I remember meeting independent perfumer Dana El Masri at one of the Elements Showcase events in New York City in the early 2010’s. We sat next to each other in the lounge area and began to talk. There are moments when I meet people who exude passion for perfume; this was one of them. Our conversation ricocheted through many subjects. It was so interesting that we had forgotten to say what we were doing there. I introduced myself as a blogger for CaFleureBon. She told me she was an independent perfumer looking to make connections. I thought to myself if she can channel her passion into a perfume it will be something great. Her brand Jazmin Sarai made its debut in 2014. The perfumes she has released have lived up to my expectations. I received her latest two releases, Nar and Mare, with anticipation.
Dana El Masri
When it comes to independent perfumery Ms. El Masri carries a couple different perspectives into her fragrances. One is formal training. She graduated from the Grasse Institute of Perfumery in 2010. The second is she is one of only a few Arabic women making perfume I am aware of. This is critical to these two new perfumes which she calls The Tarab Duet. When this part of the world is interpreted by Western perfume brands it is through the eyes of travelers to produce Oriental type perfumes. When Ms. El Masri works on an Arabic perfume it is inspired by her genetics. Pair that with perfume training to produce something authentically Arabic.
All Jazmin Sarai releases are based on musical themes. For Nar it is the music of Ms. El Masri’s grandparents’ wedding day. On that occasion the bride requested of singer Abdel Halim Hafez to sing Hobak Nar (Your Love is Fire). She works only with five ingredients to capture the call and response of this type of Arabic singing. The call throughout its development is an ever diminishing “burning embers” accord. The response is formed in three different stanzas.
Nar opens with a swirl of smoke. This is where the training of Ms. El Masri shines brightly. Many independent perfumers when they add a smoke effect it comes off like sitting next to a campfire when the wind shifts in your direction. This is a smoke accord of diffusion. The first time it calls out, the woody herbal-ness of coriander responds. The second call finds a clean woody riposte of cedar and guaiac. The final iteration finds a warm amber complementing the cooling embers. It is the kind of simple construction which belies its complexity because of Ms. El Masri’s skill.

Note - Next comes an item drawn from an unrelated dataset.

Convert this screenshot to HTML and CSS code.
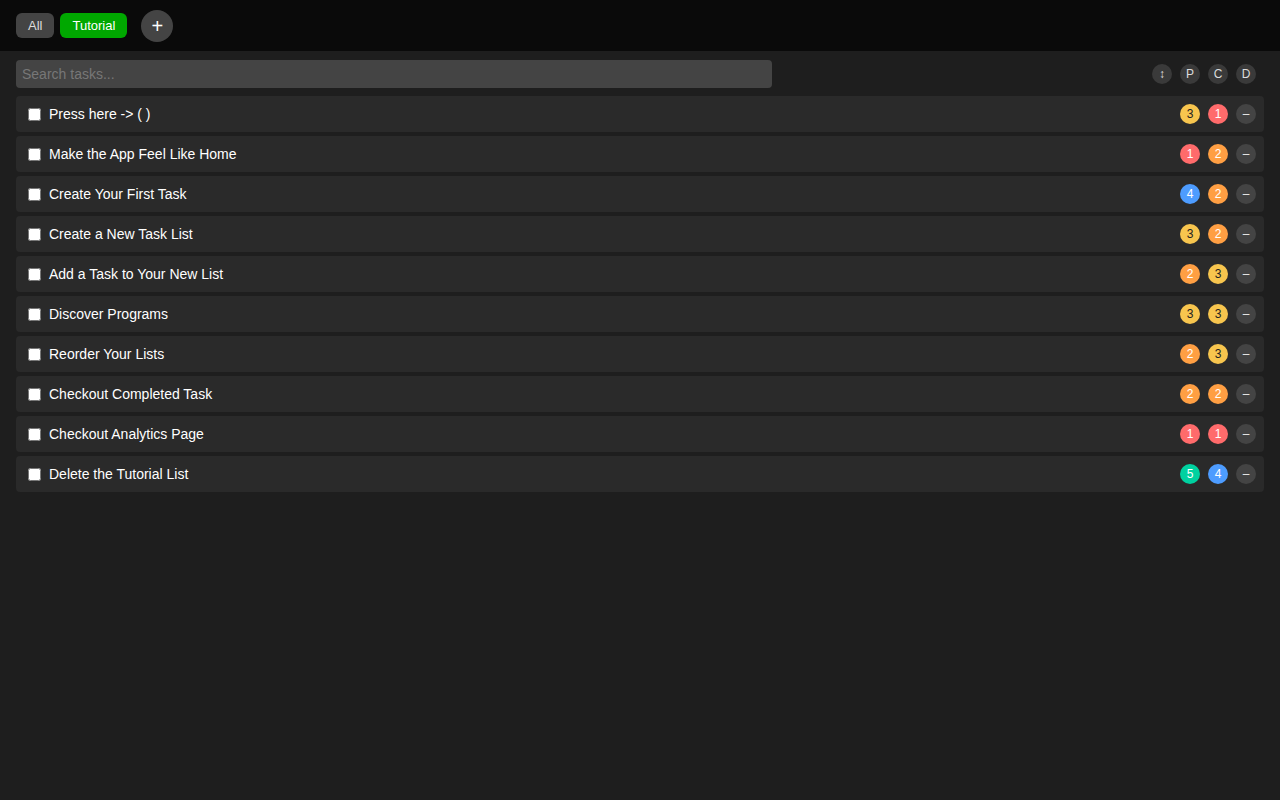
FILE: index.html
```html
<!DOCTYPE html>
<html>
<head>
<meta charset="utf-8">
<link rel="stylesheet" href="styles.css">
</head>
<body>
<header class="topbar">
  <button class="tab">All</button>
  <button class="tab tab-active">Tutorial</button>
  <button class="add">+</button>
</header>
<main class="content">
  <div class="toolbar">
    <input class="search" type="text" placeholder="Search tasks...">
    <div class="sorts">
      <span class="sort">&#x2195;</span>
      <span class="sort">P</span>
      <span class="sort">C</span>
      <span class="sort">D</span>
    </div>
  </div>
  <ul class="tasks">
    <li class="task"><input type="checkbox" class="check"><span class="title">Press here -&gt; ( )</span><span class="badge yellow">3</span><span class="badge red">1</span><span class="badge remove">&ndash;</span></li>
    <li class="task"><input type="checkbox" class="check"><span class="title">Make the App Feel Like Home</span><span class="badge red">1</span><span class="badge orange">2</span><span class="badge remove">&ndash;</span></li>
    <li class="task"><input type="checkbox" class="check"><span class="title">Create Your First Task</span><span class="badge blue">4</span><span class="badge orange">2</span><span class="badge remove">&ndash;</span></li>
    <li class="task"><input type="checkbox" class="check"><span class="title">Create a New Task List</span><span class="badge yellow">3</span><span class="badge orange">2</span><span class="badge remove">&ndash;</span></li>
    <li class="task"><input type="checkbox" class="check"><span class="title">Add a Task to Your New List</span><span class="badge orange">2</span><span class="badge yellow">3</span><span class="badge remove">&ndash;</span></li>
    <li class="task"><input type="checkbox" class="check"><span class="title">Discover Programs</span><span class="badge yellow">3</span><span class="badge yellow">3</span><span class="badge remove">&ndash;</span></li>
    <li class="task"><input type="checkbox" class="check"><span class="title">Reorder Your Lists</span><span class="badge orange">2</span><span class="badge yellow">3</span><span class="badge remove">&ndash;</span></li>
    <li class="task"><input type="checkbox" class="check"><span class="title">Checkout Completed Task</span><span class="badge orange">2</span><span class="badge orange">2</span><span class="badge remove">&ndash;</span></li>
    <li class="task"><input type="checkbox" class="check"><span class="title">Checkout Analytics Page</span><span class="badge red">1</span><span class="badge red">1</span><span class="badge remove">&ndash;</span></li>
    <li class="task"><input type="checkbox" class="check"><span class="title">Delete the Tutorial List</span><span class="badge teal">5</span><span class="badge blue">4</span><span class="badge remove">&ndash;</span></li>
  </ul>
</main>
</body>
</html>
```
FILE: styles.css
```css
* { box-sizing: border-box; }
html, body { margin: 0; padding: 0; }
body {
  background: #1e1e1e;
  color: #fff;
  font-family: "Liberation Sans", Arial, sans-serif;
  min-height: 800px;
}
.topbar {
  height: 51px;
  background: #0a0a0a;
  display: flex;
  align-items: center;
  padding: 0 16px;
  gap: 6px;
}
.tab {
  height: 25px;
  border: none;
  border-radius: 6px;
  background: #444;
  color: #ddd;
  font-family: inherit;
  font-size: 13px;
  padding: 0 12px;
  cursor: pointer;
}
.tab-active {
  background: #00a800;
  color: #fff;
}
.add {
  margin-left: 8px;
  width: 32px;
  height: 32px;
  border-radius: 50%;
  border: none;
  background: #444;
  color: #fff;
  font-family: inherit;
  font-size: 20px;
  line-height: 32px;
  padding: 0;
}
.content {
  padding: 9px 16px;
}
.toolbar {
  display: flex;
  align-items: center;
  justify-content: space-between;
  height: 28px;
  margin-bottom: 8px;
}
.search {
  width: 756px;
  height: 28px;
  background: #444;
  border: none;
  border-radius: 4px;
  padding: 0 6px;
  color: #ddd;
  font-family: inherit;
  font-size: 14px;
  outline: none;
}
.search::placeholder { color: #777; }
.sorts {
  display: flex;
  gap: 8px;
  padding-right: 8px;
}
.sort {
  width: 20px;
  height: 20px;
  border-radius: 50%;
  background: #3a3a3a;
  color: #ddd;
  font-size: 12px;
  display: flex;
  align-items: center;
  justify-content: center;
}
.tasks {
  list-style: none;
  margin: 0;
  padding: 0;
  display: flex;
  flex-direction: column;
  gap: 4px;
}
.task {
  height: 36px;
  background: #2a2a2a;
  border-radius: 4px;
  display: flex;
  align-items: center;
  gap: 8px;
  padding: 0 8px 0 12px;
}
.check {
  width: 13px;
  height: 13px;
  margin: 0;
}
.title {
  flex: 1;
  font-size: 14px;
  color: #fff;
}
.badge {
  width: 20px;
  height: 20px;
  border-radius: 50%;
  font-size: 12px;
  color: #fff;
  display: flex;
  align-items: center;
  justify-content: center;
}
.yellow { background: #f7c54e; color: #222; }
.red { background: #ff6b6b; }
.orange { background: #ff9f43; }
.blue { background: #4d9cff; }
.teal { background: #00d1a0; }
.remove { background: #444; color: #eee; font-size: 12px; }
```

For Mare the inspiration is one of the most famous Arabic singers Fairuz. She is also a favorite of Ms. El Masri’s father. The song is Shayef El Bahr Shoo Kbeer (See the Sea). It refers to the strand in Beirut, Lebanion. This is an oceanside which has mountains running right up to the beach. It is still a Mediterranean style of perfume just one from the Arabic side of the Sea.
Mare opens with a classic Mediterranean accord of lemon and neroli. To this she sends a strong sea accord breeze. This is where it is different. It is more expansive as the sea breeze rides up the nearby slopes to curl back down with a bit of chilliness. The other touch of the Beirut mise-en-scene is the licorice booziness of the Lebanese ouzo analog, Arak. It provides a tiny bit of bite to the airiness of the top accord. Fig returns Mare to a more traditional Mediterranean construction before finishing with the cedar tree in the center of the Lebanese flag.
Both perfumes have 10-12 hour longevity and average sillage.
One of the beautiful things about independent perfumery is it allows each artist to explore their influences. Ms. El Masri is emblematic of that. For Nar and Mare she allows us to experience Arabic perfume not Oriental.
Disclosure: This review is based on samples provided by Jazmin Sarai.